• Your instructions: Find the lines that contain the word "styles" and copy each one.
··· Available records
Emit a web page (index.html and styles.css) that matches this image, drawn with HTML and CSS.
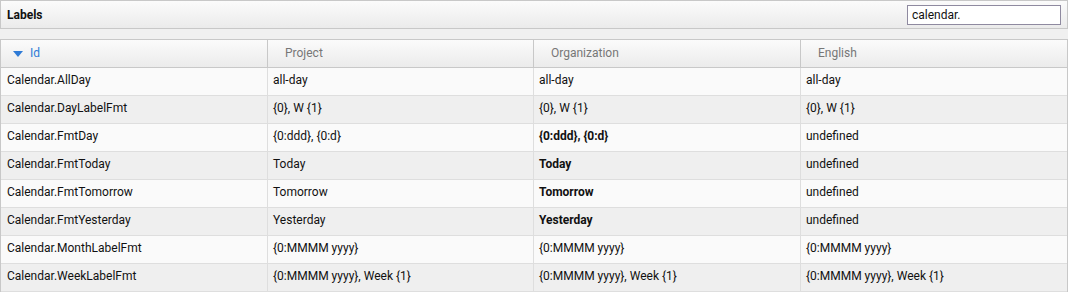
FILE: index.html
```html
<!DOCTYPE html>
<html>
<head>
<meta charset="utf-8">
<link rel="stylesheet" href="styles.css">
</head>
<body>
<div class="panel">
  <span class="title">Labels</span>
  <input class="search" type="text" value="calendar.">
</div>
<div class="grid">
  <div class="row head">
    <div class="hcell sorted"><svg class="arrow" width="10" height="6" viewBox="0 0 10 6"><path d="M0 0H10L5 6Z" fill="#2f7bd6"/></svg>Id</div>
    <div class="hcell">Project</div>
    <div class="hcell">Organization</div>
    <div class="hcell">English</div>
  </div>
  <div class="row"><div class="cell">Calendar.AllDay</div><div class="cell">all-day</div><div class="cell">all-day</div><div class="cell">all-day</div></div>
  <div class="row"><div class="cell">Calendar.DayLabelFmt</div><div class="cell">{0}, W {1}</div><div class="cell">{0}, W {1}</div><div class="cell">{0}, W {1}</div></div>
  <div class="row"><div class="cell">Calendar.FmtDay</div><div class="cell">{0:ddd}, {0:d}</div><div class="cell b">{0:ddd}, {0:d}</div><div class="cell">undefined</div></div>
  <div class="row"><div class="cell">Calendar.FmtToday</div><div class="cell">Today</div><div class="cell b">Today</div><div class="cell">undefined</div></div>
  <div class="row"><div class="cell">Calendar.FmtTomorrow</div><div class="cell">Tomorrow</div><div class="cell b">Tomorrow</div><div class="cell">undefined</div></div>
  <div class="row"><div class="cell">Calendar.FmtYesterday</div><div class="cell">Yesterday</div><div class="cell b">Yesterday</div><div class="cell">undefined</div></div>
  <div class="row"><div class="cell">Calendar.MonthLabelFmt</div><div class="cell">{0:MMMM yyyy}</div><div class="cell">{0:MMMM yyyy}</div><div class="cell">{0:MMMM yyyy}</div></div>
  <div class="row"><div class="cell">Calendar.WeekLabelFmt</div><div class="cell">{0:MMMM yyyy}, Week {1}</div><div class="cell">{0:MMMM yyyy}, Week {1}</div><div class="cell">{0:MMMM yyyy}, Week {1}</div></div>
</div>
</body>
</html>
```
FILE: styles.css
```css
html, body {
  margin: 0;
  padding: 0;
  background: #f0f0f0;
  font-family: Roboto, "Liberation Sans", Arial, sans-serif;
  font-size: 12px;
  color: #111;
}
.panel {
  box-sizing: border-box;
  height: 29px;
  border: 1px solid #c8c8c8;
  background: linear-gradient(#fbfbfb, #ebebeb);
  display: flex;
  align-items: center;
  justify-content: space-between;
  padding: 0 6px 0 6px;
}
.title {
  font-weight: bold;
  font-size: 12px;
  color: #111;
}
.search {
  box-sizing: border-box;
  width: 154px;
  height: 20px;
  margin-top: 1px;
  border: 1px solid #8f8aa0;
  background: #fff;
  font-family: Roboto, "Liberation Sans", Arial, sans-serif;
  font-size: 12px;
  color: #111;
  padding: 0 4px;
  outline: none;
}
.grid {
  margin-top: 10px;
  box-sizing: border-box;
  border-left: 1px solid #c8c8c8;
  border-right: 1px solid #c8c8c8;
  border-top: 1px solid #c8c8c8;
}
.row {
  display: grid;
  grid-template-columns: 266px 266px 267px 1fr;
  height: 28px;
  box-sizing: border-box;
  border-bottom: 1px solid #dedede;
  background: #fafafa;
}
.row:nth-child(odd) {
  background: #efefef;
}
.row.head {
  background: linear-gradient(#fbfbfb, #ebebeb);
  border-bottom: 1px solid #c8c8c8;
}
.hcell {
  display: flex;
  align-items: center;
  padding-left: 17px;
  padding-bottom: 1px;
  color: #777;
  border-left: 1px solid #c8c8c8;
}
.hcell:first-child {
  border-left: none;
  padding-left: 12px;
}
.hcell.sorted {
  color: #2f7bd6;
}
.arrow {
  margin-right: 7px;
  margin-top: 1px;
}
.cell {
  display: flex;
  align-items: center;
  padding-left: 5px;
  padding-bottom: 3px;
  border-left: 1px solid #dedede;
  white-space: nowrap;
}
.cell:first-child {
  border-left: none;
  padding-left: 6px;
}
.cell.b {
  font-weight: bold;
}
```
······
··· Available records
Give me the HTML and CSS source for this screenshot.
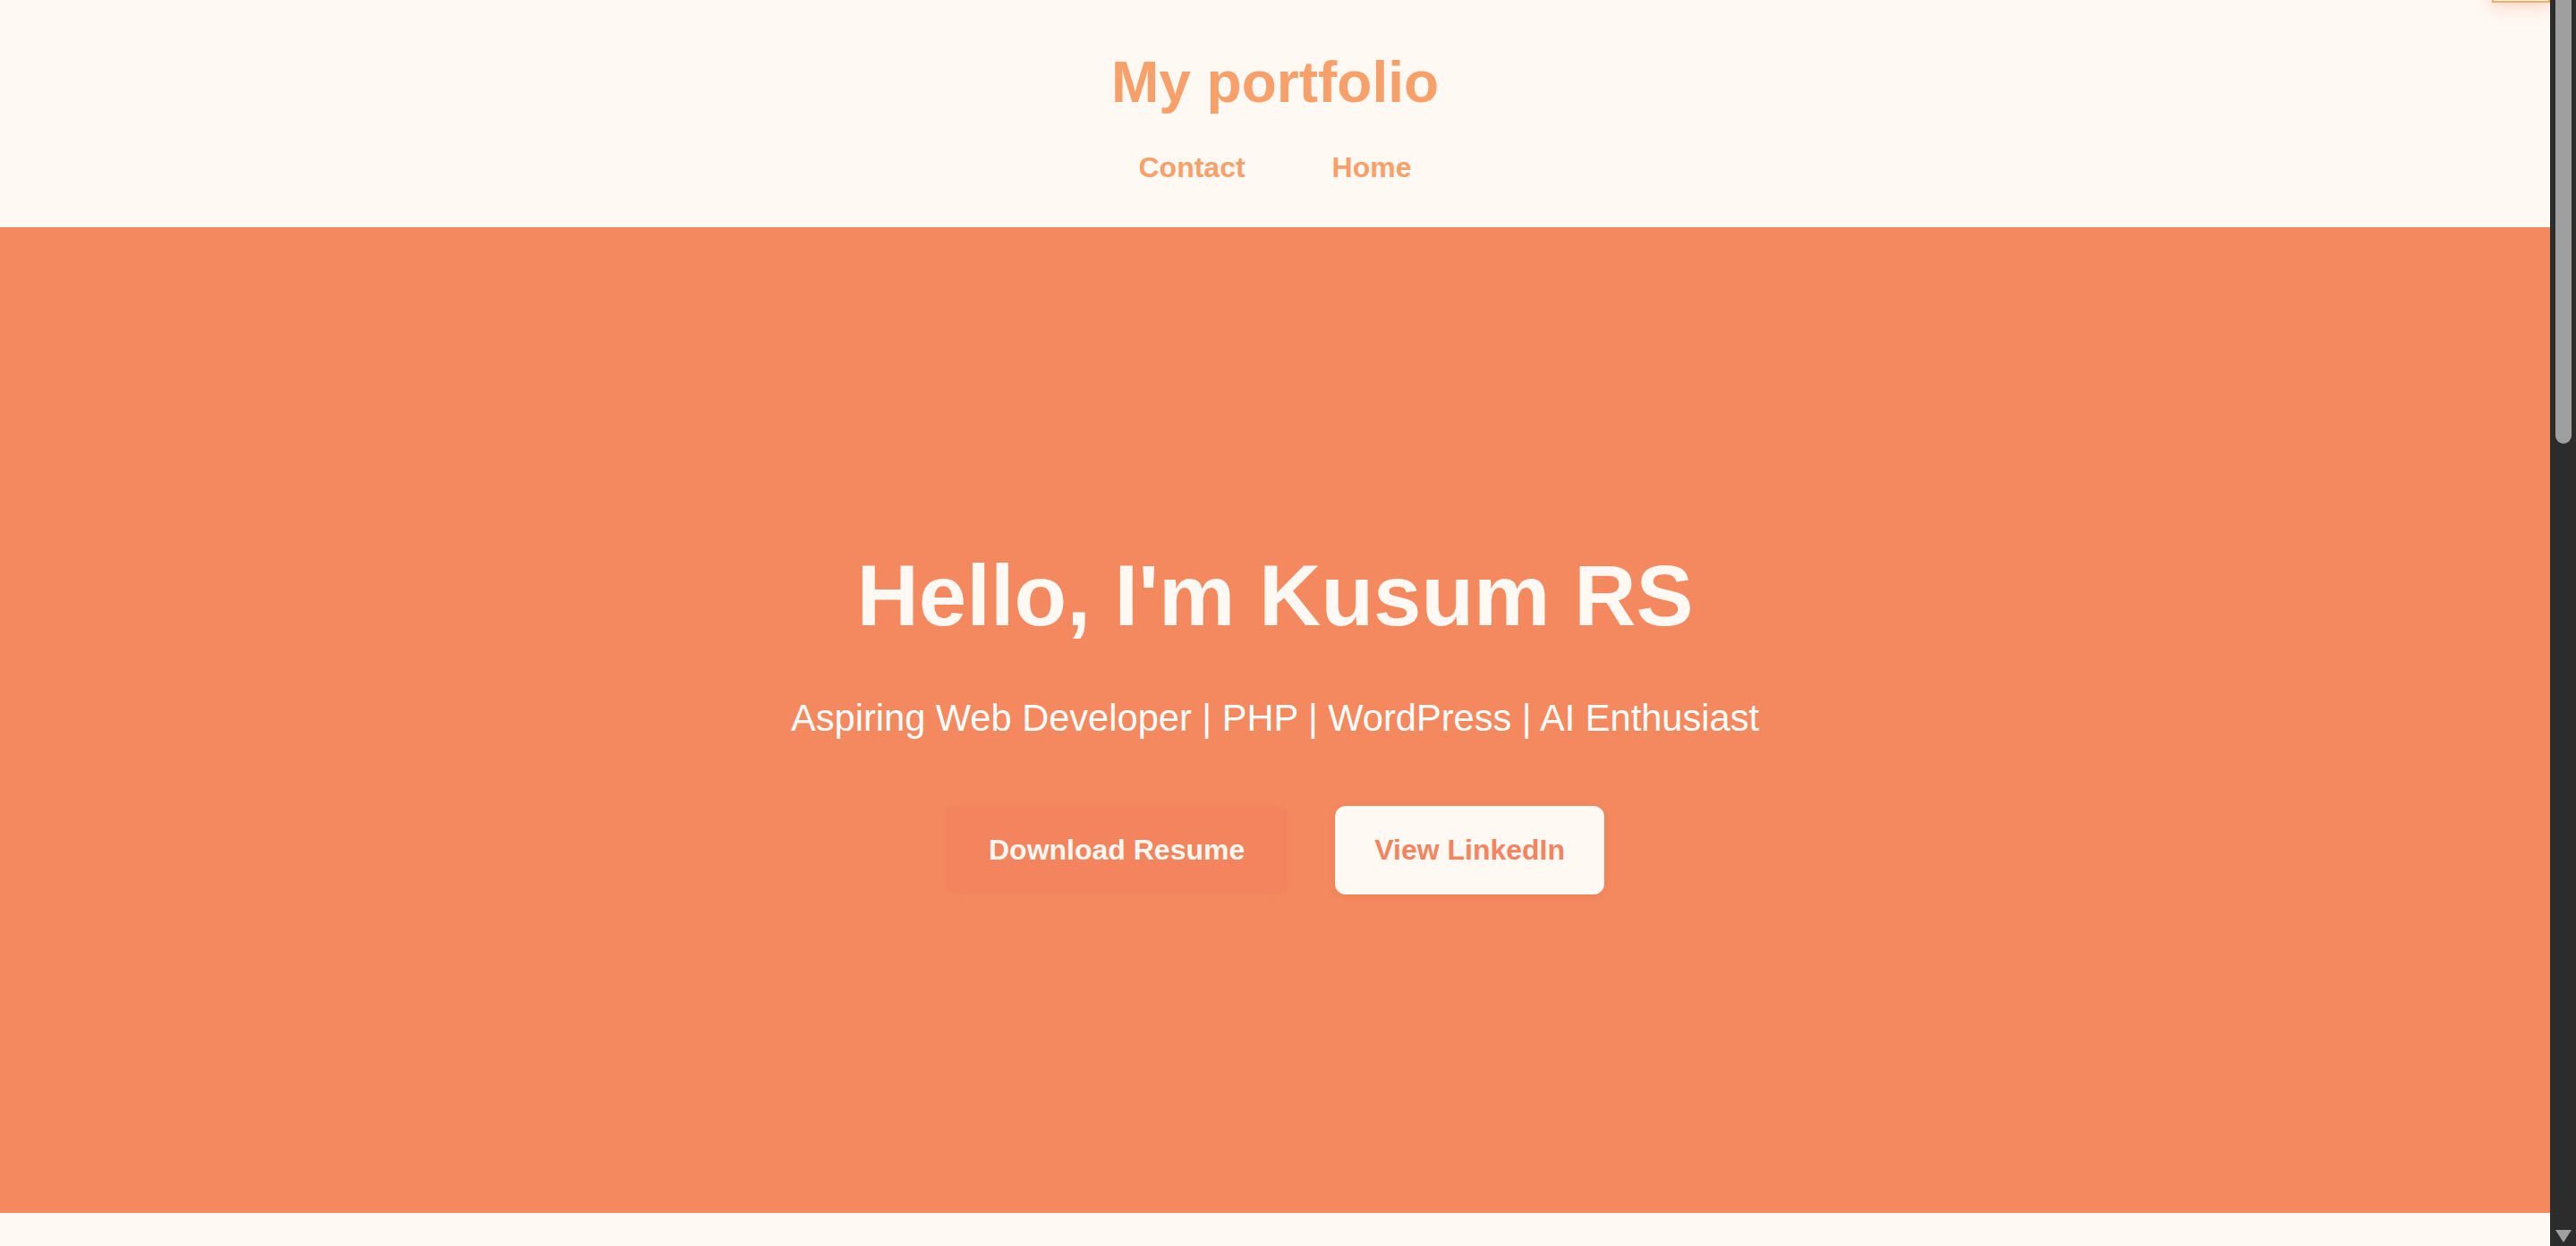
······
• Exercise answer:
Emit a web page (index.html and styles.css) that matches this image, drawn with HTML and CSS.
<link rel="stylesheet" href="styles.css">
FILE: styles.css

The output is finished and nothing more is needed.